SIEM Hyper Queries: introduction, current detection methods (part I/II)

The Splunk language is very powerful. I've been writing SPL for years and I still keep discovering new ways to use it, especially when browsing the docs or the community forums trying to solve another problem.

This year, I've published a query for detecting multiple flavors of password brute-force attacks using streamstats command. That query is leveraging some of the characteristics of what I am calling a Splunk Hyper Query.

So what's a Hyper Query?

Hyper- is a prefix from Greek meaning “over,” usually implying excess or exaggeration (hyperbole).
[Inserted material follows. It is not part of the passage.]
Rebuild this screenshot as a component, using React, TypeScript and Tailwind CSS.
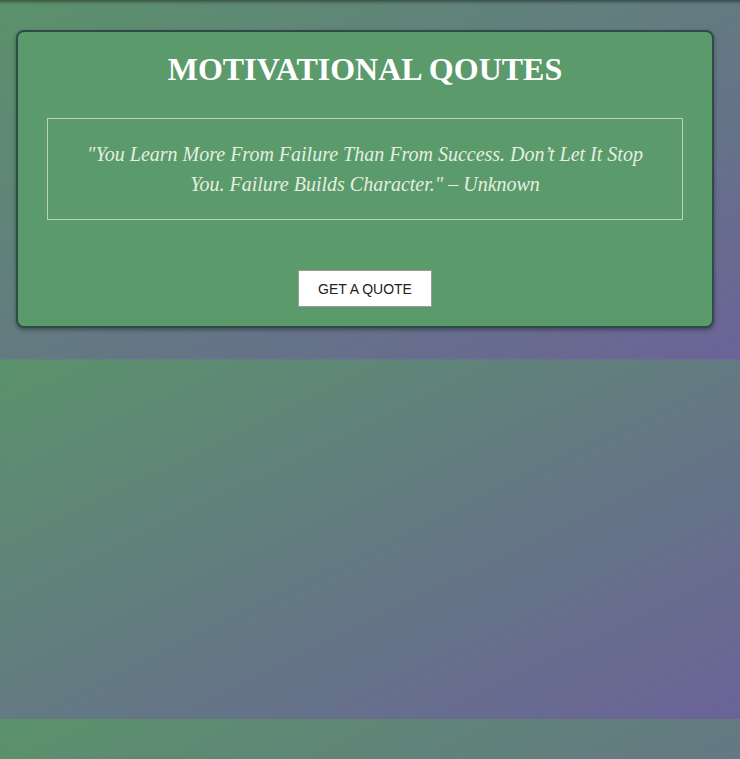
export default function App() {
  return (
    <div className="min-h-[759px] w-full bg-[linear-gradient(to_bottom_right,#5b926b,#6b6398)] bg-[length:100%_359.5px] bg-repeat shadow-[inset_0_5px_4px_-4px_rgba(0,0,0,0.6)] pt-[30px] pb-[32px]">
      <div className="ml-4 w-[698px] rounded-lg border-2 border-[#2e4b47] bg-[#5b9a6a] px-[29px] pt-[19px] pb-[19px] shadow-[0_2px_4px_rgba(0,0,0,0.35)]">
        <h1 className="text-center text-[32px] font-bold leading-[37px] text-white [font-family:'Liberation_Serif',serif]">
          MOTIVATIONAL QOUTES
        </h1>
        <div className="mt-[30px] border border-[#b9d3bb] px-6 py-5 text-center">
          <p className="text-[20px] italic leading-[30px] text-[#e4efe2] [font-family:'Liberation_Serif',serif]">
            "You Learn More From Failure Than From Success. Don’t Let It Stop You. Failure Builds Character." – Unknown
          </p>
        </div>
        <div className="mt-[50px] flex justify-center">
          <button className="border border-[#9a9a9a] bg-white px-[19px] py-[9.5px] text-[14px] leading-4 text-[#222] [font-family:'Liberation_Sans',Arial,sans-serif]">
            GET A QUOTE
          </button>
        </div>
      </div>
    </div>
  );
}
In a similar way, a SIEM hyper query (overly) performs multiple checks and iterations over the event stream before providing results back. The idea is to capture as many signals as possible from within one single query.

In this post I'm going to provide an overview of the thought process I use to craft those queries, which applies to many high-value detection use cases (suspicious command line sessions, suspicious web proxy sessions, etc).

Flag qualifiers

One command may carry multiple signals. For instance, it might be loading a suspicious DLL while also saving results using ADS. Therefore, we need a way to hold that information for each single event.

Here's an idea to solve that using SPL. An event (log record) is evaluated against multiple checks whose results are stored and accumulated over using eval's mvappend():

| eval qualifiers=if(match(command, "bad"), mvappend(qualifiers, "Bad was found"), qualifiers)

Those results are treated as qualifiers from which we are able to rate (score) how relevant or suspicious each record is. But how to set a score from there?

Setting a score

Unlike most procedural languages, in SPL we are not able to execute a code block or a set of instructions (commands) once a statement is true or false. We are only able to set the value of a field based on an IF/ELSE/CASE statement.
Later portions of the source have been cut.